Director, Commonwealth Policy Center

Contemporary political discourse frequently speaks in divisions like “social issues,” “the economy,” and “foreign policy.” While not without truth, these highly demarcated categories can obscure the real way in which worldview and policy in one area can affect the other. A practical example was offered by Joe Carter at the Acton blog. He writes that economics and marriage have a closer relationship than you might believe:

From 2007 to 2011, the American population increased by 10,360,000 while the number of marriages decreased during that same period by 79,000. Over the last few years we’ve seen the same trend: more people, fewer marriages.
The poverty rate among married couples is less than half the average (about 6 percent). And for married couples who both have full-time jobs, the rate is almost non-existent (0.001 percent). The rate for single parents, though, is about 4 to 5 times higher than for married couples (25 percent among single dads and 31 percent among single moms).
The effect of the decline in marriage, coupled with an increase in single parenthood, is that many more children live in poverty than they would if marriage was more common.

The poverty/marriage link is important for conversations about marriage because it rebuffs a couple of common talking points:

1) It flatly contradicts the idea that marriage exists in a cultural vacuum. Proponents of same sex marriage often argue that the definition of marriage only harms those it excludes. It’s an issue of privately held belief, they argue, and not one of general well-being and interest to culture. But this data clearly demonstrates that what happens in a society’s marriages affects tangent issues like economics. If that’s true, how can we be confident that the redefinition of marriage will not actually affect anyone negatively?

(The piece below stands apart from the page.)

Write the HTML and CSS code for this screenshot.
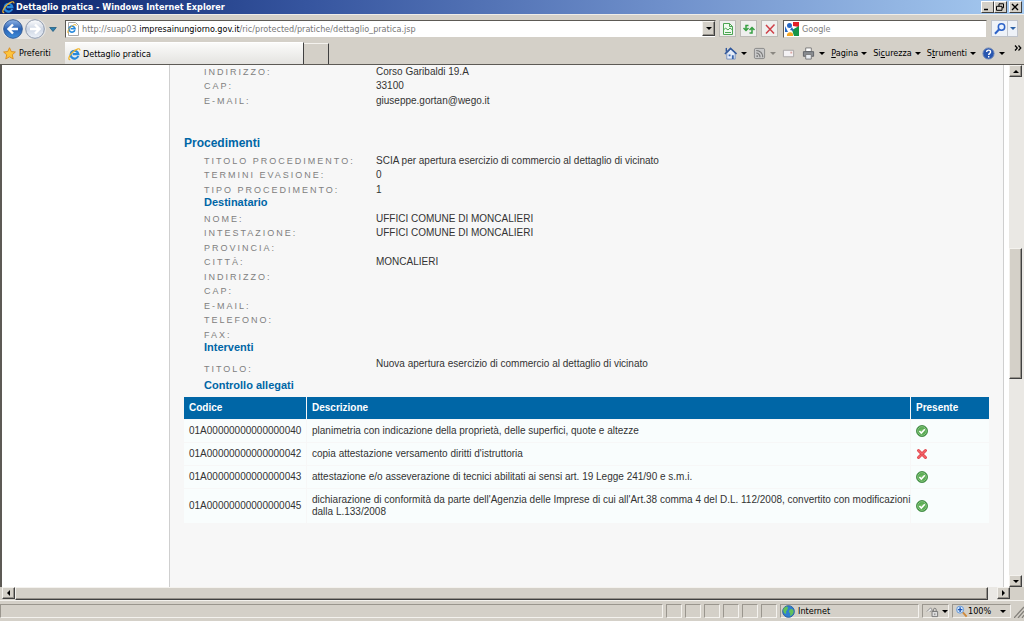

2) It subverts the notion that beliefs about marriage are more or less equal. Those who would redefine marriage usually argue that the question of what is marriage is hopelessly chained to the evolving values of contemporary society. When a definition is obsolete via changing cultural values, we should change it. Yet not all beliefs about marriage are equal if some beliefs—such as the belief that cohabitation and hook up culture are preferable alternatives—lead to poverty or other hardship. If that’s true, how can we in good conscience subject what we believe about marriage to contemporary mores which could be wrong?